Quant aux développements récents dans le traitement de la rhinite allergique saisonnière, rhu Mab E25 ou un placebo était administré deux à trois fois durant la saison de pollinisation du bouleau à 251 adultes allergiques.23 Une amélioration significative du score de symptôme nasal, de la consommation de médicaments antihistaminiques par jour, du nombre de jours avec prise de médicaments anti-allergiques et de la qualité de vie était notée en faveur des patients traités par rhu Mab E25. Comme pour les études dans l'asthme, les taux circulants d'IgE étaient abaissés de manière marquée (> 90%). Ici également le médicament était bien toléré sans effet secondaire majeur.
Ces deux études confirment la bonne tolérance du rhu Mab E25 dans de larges études, ainsi que sa contribution à l'amélioration de l'asthme sévère et de la rhinite allergique saisonnière en parallèle du traitement classique. La qualité de vie, souvent diminuée de façon plus marquée dans la rhinite que dans l'asthme allergique, était également améliorée dans les deux cas. La place exacte de cette approche, qui reste difficile du fait de son application parentérale (sous-cutanée), est encore à préciser.

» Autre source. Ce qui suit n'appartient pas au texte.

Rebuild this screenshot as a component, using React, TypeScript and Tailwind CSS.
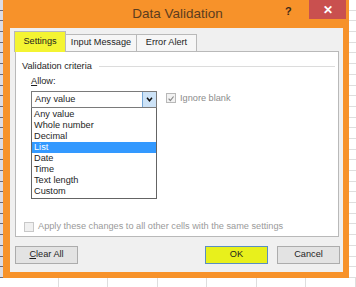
import React from "react";

const font = { fontFamily: '"Liberation Sans", Arial, sans-serif' };

function Check({ className }: { className?: string }) {
  return (
    <svg viewBox="0 0 10 10" className={className}>
      <path d="M2 5.2 L4.2 7.5 L8.2 2.5" fill="none" stroke="#8a8a8a" strokeWidth="1.5" />
    </svg>
  );
}

export default function App() {
  const items = ["Any value", "Whole number", "Decimal", "List", "Date", "Time", "Text length", "Custom"];
  return (
    <div className="w-[356px] h-[287px] bg-white overflow-hidden flex flex-col text-[9.2px] text-[#1e1e1e]" style={font}>
      <div className="flex h-[278px]">
        {/* left spreadsheet sliver */}
        <div className="w-[3px] bg-[#dcdce4] flex flex-col">
          {Array.from({ length: 26 }).map((_, i) => (
            <div key={i} className="h-[11px] border-b border-[#6a6a7a]" />
          ))}
        </div>
        {/* dialog */}
        <div className="w-[346px] bg-[#f7922a] flex flex-col pl-[7px] pr-[6px] pb-[6px]">
          {/* title bar */}
          <div className="h-[28px] flex items-start">
            <div className="flex-1 h-[28px] flex items-center justify-center text-[13.5px] text-[#5c3d1e] pl-[60px]">
              Data Validation
            </div>
            <div className="w-[14px] pt-[3px] text-[11px] font-bold text-[#3a2a1a] mr-[10px]">?</div>
            <div className="w-[37px] h-[19px] bg-[#c9504f] flex items-center justify-center text-white text-[12px] font-bold mr-[-3px]">
              ✕
            </div>
          </div>
          {/* panel */}
          <div className="flex-1 bg-[#f0f0f0] flex flex-col pl-[5px] pr-[4px] pt-[3px]">
            {/* tabs */}
            <div className="flex items-end h-[21px] ml-[-1px] relative z-10">
              <div className="h-[21px] w-[52px] bg-[#f4f432] border border-b-0 border-[#b9b9b9] flex items-center justify-center">
                Settings
              </div>
              <div className="h-[18px] w-[71px] bg-[#f6f6f6] border border-l-0 border-[#b9b9b9] flex items-center justify-center">
                Input Message
              </div>
              <div className="h-[18px] w-[60px] bg-[#f6f6f6] border border-l-0 border-[#b9b9b9] flex items-center justify-center">
                Error Alert
              </div>
            </div>
            {/* content */}
            <div className="h-[186px] bg-white border border-[#b9b9b9] mt-[-1px] flex flex-col pl-[6px] pr-[3px] pt-[8px]">
              <div className="flex items-center h-[13px]">
                <span>Validation criteria</span>
                <div className="flex-1 ml-[7px] border-t border-[#dcdcdc]" />
              </div>
              <div className="pl-[9px] mt-[2px] h-[13px] flex items-center">
                <span><span className="underline">A</span>llow:</span>
              </div>
              <div className="flex pl-[9px] mt-[3px]">
                <div className="flex flex-col w-[126px]">
                  <div className="h-[17px] border border-[#7a7a7a] flex items-center pl-[3px]">
                    <span className="flex-1">Any value</span>
                    <div className="w-[14px] h-[15px] bg-[#cde3f7] border-l border-[#74a6d6] flex items-center justify-center">
                      <svg viewBox="0 0 8 6" className="w-[7px] h-[5px]">
                        <path d="M1 1 L4 4.5 L7 1" fill="none" stroke="#111" strokeWidth="1.8" />
                      </svg>
                    </div>
                  </div>
                  <div className="h-[91px] border border-t-0 border-[#646464] flex flex-col pt-[1px]">
                    {items.map((it) => (
                      <div
                        key={it}
                        className={
                          "h-[11px] leading-[11px] pl-[2px] " +
                          (it === "List" ? "bg-[#3399ff] text-white" : "")
                        }
                      >
                        {it}
                      </div>
                    ))}
                  </div>
                </div>
                <div className="flex items-start ml-[9px] mt-[2px]">
                  <div className="w-[10px] h-[10px] border border-[#b8b8b8] bg-[#f2f2f2] flex items-center justify-center">
                    <Check className="w-[9px] h-[9px]" />
                  </div>
                  <span className="ml-[4px] text-[#8c8c8c] leading-[10px]">Ignore blank</span>
                </div>
              </div>
              <div className="flex items-center mt-[21px] pl-[2px]">
                <div className="w-[10px] h-[10px] border border-[#c8c8c8] bg-[#f0f0f0]" />
                <span className="ml-[4px] text-[#9a9a9a]">Apply these changes to all other cells with the same settings</span>
              </div>
            </div>
            {/* buttons */}
            <div className="flex items-center mt-[9px] h-[18px]">
              <div className="w-[63px] h-[18px] bg-[#e3e3e3] border border-[#acacac] flex items-center justify-center">
                <span><span className="underline">C</span>lear All</span>
              </div>
              <div className="flex-1" />
              <div className="w-[63px] h-[18px] bg-[#e8f01c] border border-[#5a8fc2] flex items-center justify-center">
                OK
              </div>
              <div className="w-[63px] h-[18px] bg-[#e3e3e3] border border-[#acacac] flex items-center justify-center ml-[9px] mr-[-1px]">
                Cancel
              </div>
            </div>
          </div>
        </div>
        {/* right spreadsheet sliver */}
        <div className="flex-1 bg-white flex flex-col">
          {Array.from({ length: 26 }).map((_, i) => (
            <div key={i} className="h-[11px] border-b border-[#dedede]" />
          ))}
        </div>
      </div>
      {/* bottom spreadsheet strip */}
      <div className="flex-1 flex bg-white">
        {Array.from({ length: 7 }).map((_, i) => (
          <div key={i} className={"h-full border-r border-[#dedede] " + (i === 0 ? "w-[65px]" : "w-[55px]")} />
        ))}
      </div>
    </div>
  );
}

Les résultats décrits ci-dessus marquent à quel point une meilleure compréhension des mécanismes de l'allergie a permis de mettre au point des approches, dont certaines s'avéreront définitivement efficaces ou demanderont des améliorations ponctuelles, pour démontrer leur efficacité. En parallèle, l'épidémiologie de l'allergie a considérablement progressé au cours de cette dernière décennie. Les études de population comparant des sociétés au mode de vie occidental à des sociétés moins développées ont permis d'identifier un certain nombre de facteurs favorisant le développement du phénotype allergique tel que l'exposition à certains polluants, aux particules de Diesel, la diminution de l'incidence des expositions à des agents infectieux tels que la tuberculose ou certains virus, un déséquilibre alimentaire (rôle défavorable de la margarine) (pour une revue, voir référence 24). De même, les manifestations très précoces de la sensibilisation allergique dans la vie néo-natale et immédiatement post-natale permettent d'envisager des dépistages précoces des futurs allergiques.25 Ainsi, à côté d'une approche purement tertiaire, pharmacothérapeutique, peut-on maintenant envisager une prévention primaire ou secondaire. Ses coûts sociaux sont encore trop élevés et leur mise en pratique attend encore l'identification de marqueurs des sous-populations à risque. Mais d'un problème au départ de thérapeutique individuelle, l'actuelle épidémie d'affections allergiques soulève maintenant des questions de santé publique, et nous interroge sur notre mode de vie, autres aspects auxquels une réponse devra être trouvée.